Look in the material below for the line with "Write the React, TypeScript" and the line with "string, string, string];", then set down exactly those two lines and all lines between, nothing more.
************
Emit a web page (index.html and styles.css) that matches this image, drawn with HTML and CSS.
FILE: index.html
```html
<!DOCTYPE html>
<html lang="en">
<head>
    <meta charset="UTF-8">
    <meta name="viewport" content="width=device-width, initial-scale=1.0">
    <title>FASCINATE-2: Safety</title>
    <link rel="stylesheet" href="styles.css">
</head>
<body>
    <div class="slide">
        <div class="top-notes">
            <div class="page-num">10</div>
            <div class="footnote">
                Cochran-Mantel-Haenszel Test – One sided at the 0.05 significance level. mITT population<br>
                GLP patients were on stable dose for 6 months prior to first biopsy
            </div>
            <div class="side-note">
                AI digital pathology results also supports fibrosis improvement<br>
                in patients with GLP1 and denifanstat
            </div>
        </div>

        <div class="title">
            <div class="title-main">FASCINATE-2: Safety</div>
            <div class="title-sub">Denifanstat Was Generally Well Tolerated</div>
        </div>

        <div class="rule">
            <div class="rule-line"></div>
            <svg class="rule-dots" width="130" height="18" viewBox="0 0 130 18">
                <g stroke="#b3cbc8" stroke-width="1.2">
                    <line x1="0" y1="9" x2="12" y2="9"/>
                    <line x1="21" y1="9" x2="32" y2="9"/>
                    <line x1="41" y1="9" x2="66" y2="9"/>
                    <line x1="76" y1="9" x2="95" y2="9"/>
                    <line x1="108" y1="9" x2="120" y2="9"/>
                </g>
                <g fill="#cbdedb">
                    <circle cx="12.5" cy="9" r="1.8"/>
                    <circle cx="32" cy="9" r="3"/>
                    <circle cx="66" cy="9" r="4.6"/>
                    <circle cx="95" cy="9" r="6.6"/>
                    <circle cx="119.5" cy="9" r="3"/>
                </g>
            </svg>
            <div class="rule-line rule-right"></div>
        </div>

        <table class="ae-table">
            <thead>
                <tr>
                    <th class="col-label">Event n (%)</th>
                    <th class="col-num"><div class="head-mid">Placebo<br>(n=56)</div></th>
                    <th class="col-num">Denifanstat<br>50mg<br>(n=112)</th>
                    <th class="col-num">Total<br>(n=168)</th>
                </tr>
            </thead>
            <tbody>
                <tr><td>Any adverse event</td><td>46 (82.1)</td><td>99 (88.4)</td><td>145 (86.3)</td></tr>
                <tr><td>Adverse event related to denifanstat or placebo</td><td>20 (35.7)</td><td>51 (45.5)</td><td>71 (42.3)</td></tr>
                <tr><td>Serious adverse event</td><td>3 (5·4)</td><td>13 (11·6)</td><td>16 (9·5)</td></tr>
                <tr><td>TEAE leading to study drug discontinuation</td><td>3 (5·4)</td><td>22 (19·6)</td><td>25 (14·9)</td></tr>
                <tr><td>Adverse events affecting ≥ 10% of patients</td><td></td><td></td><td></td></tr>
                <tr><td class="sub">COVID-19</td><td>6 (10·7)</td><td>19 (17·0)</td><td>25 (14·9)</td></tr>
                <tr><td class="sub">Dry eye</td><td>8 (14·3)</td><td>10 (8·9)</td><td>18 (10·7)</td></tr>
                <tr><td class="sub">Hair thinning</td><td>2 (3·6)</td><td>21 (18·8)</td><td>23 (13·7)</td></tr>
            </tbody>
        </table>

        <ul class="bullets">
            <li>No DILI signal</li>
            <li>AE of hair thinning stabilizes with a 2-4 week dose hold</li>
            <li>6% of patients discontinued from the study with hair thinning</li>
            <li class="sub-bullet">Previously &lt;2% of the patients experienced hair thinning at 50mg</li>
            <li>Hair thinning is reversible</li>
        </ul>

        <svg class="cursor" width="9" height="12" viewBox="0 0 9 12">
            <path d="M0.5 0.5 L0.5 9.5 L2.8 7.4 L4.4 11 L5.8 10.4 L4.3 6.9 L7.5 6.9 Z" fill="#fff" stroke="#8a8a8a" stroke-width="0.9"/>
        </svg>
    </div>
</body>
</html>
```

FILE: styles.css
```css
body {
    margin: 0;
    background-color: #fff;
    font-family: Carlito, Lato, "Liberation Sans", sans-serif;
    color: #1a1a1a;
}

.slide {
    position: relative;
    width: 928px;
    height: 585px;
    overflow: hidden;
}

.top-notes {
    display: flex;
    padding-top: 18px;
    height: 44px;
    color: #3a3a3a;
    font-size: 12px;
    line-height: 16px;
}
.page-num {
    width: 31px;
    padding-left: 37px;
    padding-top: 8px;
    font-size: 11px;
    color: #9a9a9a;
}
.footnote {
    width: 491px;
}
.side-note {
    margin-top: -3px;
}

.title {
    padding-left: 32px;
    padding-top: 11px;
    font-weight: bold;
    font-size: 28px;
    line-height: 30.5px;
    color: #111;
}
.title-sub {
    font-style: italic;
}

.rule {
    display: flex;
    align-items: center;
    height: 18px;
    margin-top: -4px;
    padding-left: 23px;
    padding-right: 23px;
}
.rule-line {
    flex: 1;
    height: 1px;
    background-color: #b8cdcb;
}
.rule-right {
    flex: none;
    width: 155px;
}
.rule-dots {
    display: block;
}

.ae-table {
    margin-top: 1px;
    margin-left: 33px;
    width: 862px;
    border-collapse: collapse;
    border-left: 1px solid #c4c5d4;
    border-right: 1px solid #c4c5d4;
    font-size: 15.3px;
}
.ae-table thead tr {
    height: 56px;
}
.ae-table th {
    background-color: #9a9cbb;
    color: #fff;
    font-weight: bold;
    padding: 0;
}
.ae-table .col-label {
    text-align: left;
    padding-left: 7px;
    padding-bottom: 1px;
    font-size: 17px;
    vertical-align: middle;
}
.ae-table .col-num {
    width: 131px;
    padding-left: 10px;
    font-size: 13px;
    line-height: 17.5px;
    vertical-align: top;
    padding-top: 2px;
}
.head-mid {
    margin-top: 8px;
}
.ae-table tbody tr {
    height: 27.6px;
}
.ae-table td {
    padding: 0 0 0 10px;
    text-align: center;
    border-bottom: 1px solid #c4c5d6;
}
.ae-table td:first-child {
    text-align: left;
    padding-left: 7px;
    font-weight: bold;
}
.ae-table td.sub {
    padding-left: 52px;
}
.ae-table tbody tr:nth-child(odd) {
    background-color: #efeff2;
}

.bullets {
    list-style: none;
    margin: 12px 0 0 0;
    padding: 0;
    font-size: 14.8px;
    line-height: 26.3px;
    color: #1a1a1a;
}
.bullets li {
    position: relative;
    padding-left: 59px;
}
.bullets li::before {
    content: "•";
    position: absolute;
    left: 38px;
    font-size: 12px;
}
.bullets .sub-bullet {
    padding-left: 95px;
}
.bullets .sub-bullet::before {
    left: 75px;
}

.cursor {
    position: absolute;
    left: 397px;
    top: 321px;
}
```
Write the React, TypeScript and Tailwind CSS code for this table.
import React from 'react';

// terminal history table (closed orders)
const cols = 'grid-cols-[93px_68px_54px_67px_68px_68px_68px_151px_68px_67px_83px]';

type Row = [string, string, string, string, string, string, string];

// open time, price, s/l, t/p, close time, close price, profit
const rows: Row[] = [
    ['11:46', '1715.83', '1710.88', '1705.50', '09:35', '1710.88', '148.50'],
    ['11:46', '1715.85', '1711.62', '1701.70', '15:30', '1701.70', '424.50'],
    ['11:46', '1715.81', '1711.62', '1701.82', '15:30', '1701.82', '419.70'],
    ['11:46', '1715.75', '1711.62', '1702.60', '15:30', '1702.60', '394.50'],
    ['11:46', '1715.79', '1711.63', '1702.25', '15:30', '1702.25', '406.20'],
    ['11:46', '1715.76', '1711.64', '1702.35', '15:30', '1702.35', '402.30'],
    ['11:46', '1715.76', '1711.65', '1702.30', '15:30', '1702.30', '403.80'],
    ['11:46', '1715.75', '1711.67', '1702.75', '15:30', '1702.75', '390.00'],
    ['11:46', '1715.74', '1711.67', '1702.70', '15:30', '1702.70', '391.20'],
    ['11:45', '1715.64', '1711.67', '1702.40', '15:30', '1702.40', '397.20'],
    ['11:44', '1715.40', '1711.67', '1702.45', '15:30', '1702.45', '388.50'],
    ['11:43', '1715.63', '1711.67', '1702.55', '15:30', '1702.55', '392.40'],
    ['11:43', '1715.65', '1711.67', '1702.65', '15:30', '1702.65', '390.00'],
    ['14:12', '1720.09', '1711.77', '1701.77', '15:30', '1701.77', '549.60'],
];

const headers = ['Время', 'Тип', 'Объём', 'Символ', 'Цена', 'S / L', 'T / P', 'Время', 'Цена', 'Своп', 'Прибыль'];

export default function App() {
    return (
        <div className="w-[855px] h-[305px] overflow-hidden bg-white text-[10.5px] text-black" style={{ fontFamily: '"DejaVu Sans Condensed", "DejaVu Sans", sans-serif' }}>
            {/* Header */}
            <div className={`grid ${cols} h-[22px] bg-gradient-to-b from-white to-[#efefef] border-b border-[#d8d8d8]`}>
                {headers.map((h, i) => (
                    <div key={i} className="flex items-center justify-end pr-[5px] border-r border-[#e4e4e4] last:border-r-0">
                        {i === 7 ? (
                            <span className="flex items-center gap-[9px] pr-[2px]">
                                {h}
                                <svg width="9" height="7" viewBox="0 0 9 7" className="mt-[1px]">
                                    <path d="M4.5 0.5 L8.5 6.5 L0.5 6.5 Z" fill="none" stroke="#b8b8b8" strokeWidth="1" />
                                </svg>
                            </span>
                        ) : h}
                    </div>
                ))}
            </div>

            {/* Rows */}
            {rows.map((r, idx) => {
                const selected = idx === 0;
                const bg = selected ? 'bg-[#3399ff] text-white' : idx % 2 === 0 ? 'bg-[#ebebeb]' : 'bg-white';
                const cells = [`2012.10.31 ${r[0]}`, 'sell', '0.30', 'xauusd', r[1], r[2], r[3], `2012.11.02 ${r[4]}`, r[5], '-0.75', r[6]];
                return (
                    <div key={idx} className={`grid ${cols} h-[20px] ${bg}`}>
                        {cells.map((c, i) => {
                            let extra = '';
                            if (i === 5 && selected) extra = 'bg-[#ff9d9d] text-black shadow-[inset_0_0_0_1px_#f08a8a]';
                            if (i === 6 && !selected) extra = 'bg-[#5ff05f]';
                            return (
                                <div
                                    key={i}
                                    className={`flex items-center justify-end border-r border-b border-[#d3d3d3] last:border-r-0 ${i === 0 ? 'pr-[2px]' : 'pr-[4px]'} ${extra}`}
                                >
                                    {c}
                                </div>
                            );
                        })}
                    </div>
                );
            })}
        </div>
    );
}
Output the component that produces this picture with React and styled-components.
************
▸ Result
Write the React, TypeScript and Tailwind CSS code for this table.
import React from 'react';

// terminal history table (closed orders)
const cols = 'grid-cols-[93px_68px_54px_67px_68px_68px_68px_151px_68px_67px_83px]';

type Row = [string, string, string, string, string, string, string];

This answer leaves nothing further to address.